In the future, any property improvement or development that takes place in the designated area will typically result in increased property taxes on those properties. The CRA plan will allow the city to recoup from Pinellas County 75% of the total differential increase in all ad valorem taxes collected. These funds may be used by the City for street upgrades, parking facilities, beautification, utility undergrounding, and other infrastructure projects within the designated areas. Under no circumstances can these funds can be applied to the improved properties themselves as that would be illegal; i.e., using public funds for private purposes. There were persistent suggestions by some citizens opposed to this measure suggesting that these funds were taxes on the residents and that they would be used to improve commercial properties. One notable canard floated for almost two years by a District 3 resident was that SPB CRA funds could be used to construct hotel lobbies and ancillary structures. Despite facts to the contrary, this notion was picked up by others and has persisted for almost two months after the election. Whether this has resulted from a misunderstanding or deliberate deception, it needs to come to an end. The City needs to move forward.

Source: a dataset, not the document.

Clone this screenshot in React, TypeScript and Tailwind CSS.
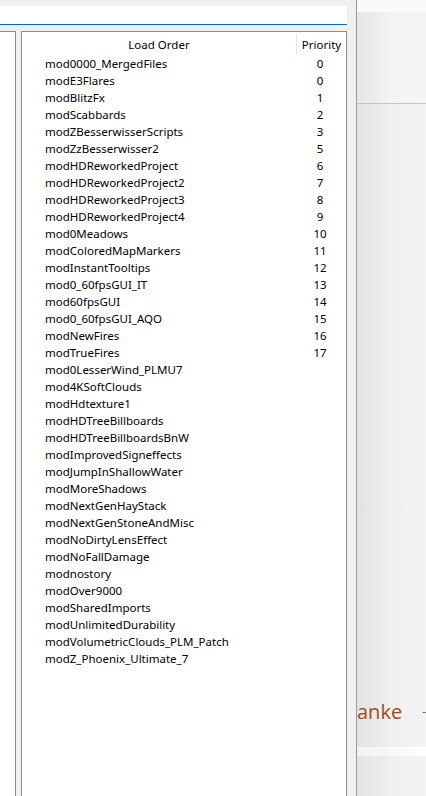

The strong support expressed for this measure, pending County approval, has brought to fruition an advantage to St Pete Beach to be derived from the new Comprehensive Plan that was approved by the voters in June 2008. Leading up to this recent election, supporters of the ballot provision, as well as City officials, had expressed the opinion that there was no apparent downside in voting to approve the CRA Plan. The voters agreed by a wide margin.